Heard on Main Street: Be naughty. Save Santa the trip.
I just finished listening to a book called “Lady in Waiting – My Extraordinary Life in the Shadow of the Crown,” not only a fascinating story, but read by the author. For me that was the best part because with her accent, she sounded very much like my English mother; so many of her expressions of how ‘that sort of thing wasn’t done’ sounded very familiar.
The book was written by a woman who grew up with the English princesses Elizabeth and Margaret. The author did become a lady in waiting for Margaret, but was also her lifelong friend, traveling the world with her. That was only a small part of her extraordinary life; for instance, her husband bought a tropical island, one which Princess Margaret liked to visit.
When I called Leslie’s to refill some prescriptions, I was pleased to hear that I don’t have to worry this month about transferring my records. There are some negotiations that I hope will mean that change is not something I need to think about now.
Speaking of meds, when and how will we learn about the COVID vaccinations? The British government notified each person, but we know nothing ever works that well in this country. I suppose we have to place the burden on our own doctors. I’m not anticipating it will happen before the end of the year, but it would be nice to know what we can expect. Unfortunately, those in charge probably don’t have a clue either at this point.
It is hard to find the right spirit to write appropriate notes on greeting cards right now. But the wonderful things friends are doing for me changed everything.
Yesterday morning I ran into Wendy Culbert, just long enough to catch up. I said I was afraid to go to the church fair where I usually bought a wreath. She offered to pick one up for me if she could. Later she called, having not only found just what I wanted, but also offering to deliver it, and her husband Rob said he’d hang it for me. She even took a picture so I didn’t have to go out in the rain to see how nice it looked.
That’s what the joy of Christmas is all about — and suddenly I could write my notes with a happy heart.

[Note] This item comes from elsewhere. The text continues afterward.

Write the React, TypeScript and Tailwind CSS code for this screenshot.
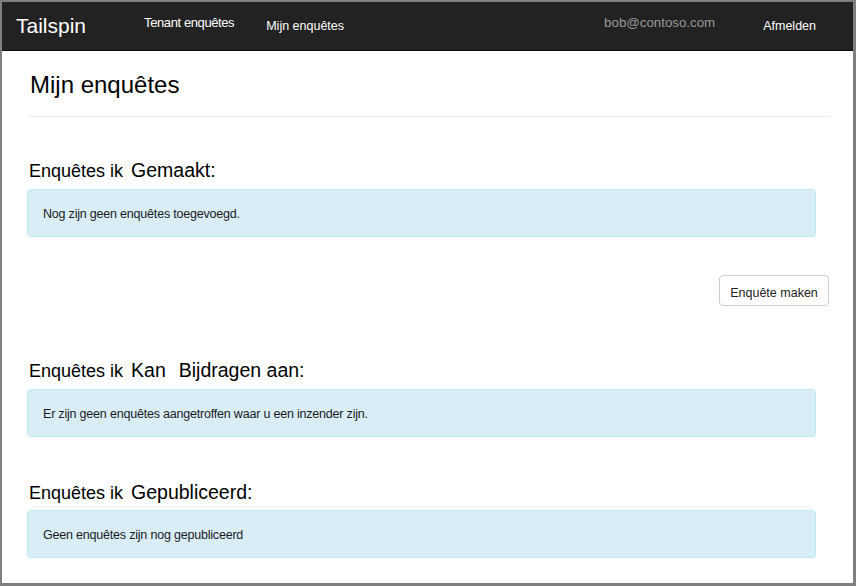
const sections = [
  { title: "Gemaakt:", extra: "", message: "Nog zijn geen enquêtes toegevoegd." },
  { title: "Kan", extra: "Bijdragen aan:", message: "Er zijn geen enquêtes aangetroffen waar u een inzender zijn." },
  { title: "Gepubliceerd:", extra: "", message: "Geen enquêtes zijn nog gepubliceerd" },
]

function SectionTitle({ title, extra }: { title: string; extra: string }) {
  return (
    <h3 className="flex h-[20px] items-baseline text-[18px] leading-[20px] text-black">
      <span>Enquêtes ik</span>
      <span className="ml-[8px] text-[19.5px] leading-[20px]">{title}</span>
      {extra && <span className="ml-[13px] text-[19.5px] leading-[20px]">{extra}</span>}
    </h3>
  )
}

function Alert({ message }: { message: string }) {
  return (
    <div className="mr-[14px] flex h-[48px] items-center rounded-[4px] border border-[#bce8f1] bg-[#d9edf7] px-[15px] pt-[2px] text-[12.5px] tracking-[-0.2px] text-[#1a1a24]">
      {message}
    </div>
  )
}

export default function App() {
  return (
    <div
      className="h-[586px] w-[856px] overflow-hidden border-b-[3px] border-l-2 border-r-[3px] border-t-2 border-[#7f7f7f] bg-white"
      style={{ fontFamily: '"Liberation Sans", Arial, sans-serif' }}
    >
      <nav className="flex h-[49px] items-center border-b border-[#080808] bg-[#222222] text-[13px] text-white">
        <span className="ml-[14px] text-[21px]">Tailspin</span>
        <span className="mb-[6px] ml-[58px] tracking-[-0.4px]">Tenant enquêtes</span>
        <span className="ml-[32px] text-[12.5px]">Mijn enquêtes</span>
        <span className="mb-[6px] ml-auto text-[13.3px] text-[#999999]">bob@contoso.com</span>
        <span className="ml-[48px] mr-[37px] text-[12.5px]">Afmelden</span>
      </nav>

      <main className="pl-[25px] pr-[23px]">
        <h1 className="mt-[21px] pl-[3px] text-[24px] leading-[26px] text-black">Mijn enquêtes</h1>
        <hr className="mt-[18px] border-t border-[#eeeeee]" />

        <div className="mt-[43px] pl-[2px]">
          <SectionTitle title={sections[0].title} extra={sections[0].extra} />
        </div>
        <div className="mt-[9px]">
          <Alert message={sections[0].message} />
        </div>

        <div className="mt-[38px] flex justify-end pr-px">
          <button
            type="button"
            className="h-[31px] w-[110px] rounded-[4px] border border-[#cccccc] bg-white pt-[5px] text-[12.5px] leading-[20px] text-[#222]"
          >
            Enquête maken
          </button>
        </div>

        <div className="mt-[54px] pl-[2px]">
          <SectionTitle title={sections[1].title} extra={sections[1].extra} />
        </div>
        <div className="mt-[9px]">
          <Alert message={sections[1].message} />
        </div>

        <div className="mt-[45px] pl-[2px]">
          <SectionTitle title={sections[2].title} extra={sections[2].extra} />
        </div>
        <div className="mt-[8px]">
          <Alert message={sections[2].message} />
        </div>
      </main>
    </div>
  )
}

I have to admit that the hardest part of this COVID scene is not regularly visiting with and seeing old friends. Familiar voices on the phone help, and especially the Zoom opportunities to virtually get together. But I nearly joined the library knitting group just for the company. It has been years since I did any knitting, which stopped when I developed nerve problems in my wrists. For the West Tisbury church fair we used to knit simple little sailors and Santas, really adorable toys for very young children.
Too bad I never learned from Polly Renear how to knit the darling ‘berry’ caps for babies. She did make several lovely ones for me to give to newborns. All this does bring back some sweet memories. Those are always treasures at this time of year.
Recently on Zoom some friends were remembering Christmases past. One mentioned food — smells always bring up some sweet memories. And we talked about tinsel: they just don’t make it the same anymore. Does anyone use it today?
One year my mother went modern at Christmas. She was a manager at a big city department store so she brought home one of the trees they were using to decorate. It was awful. It was as tall as a modest tree, but instead of aromatic green, this had big puffy white branches of white foam. The worst was that the decorations were all large pink balls.
When I came home, my father greeted me with exclamations of joy. He announced, “Now you and I can go fetch a normal tree and decorate it properly.” We walked down our street to the fire station, putting the tree on my sled to drag it back up the hill. And had a wonderful time doing it.
Now I feel appropriately joyful, don’t you?
Big bunches of birthday balloons go out today to Lyrae Littlefield and Kate Malkie. Sunday wish the best to Mattsen and Sutton Koster. Tuesday belongs to Vera Shorter.
Heard on Main Street: Remember that Santa can appear in mysterious disguises, in the uniform of FedEx or UPS or even the Post Office.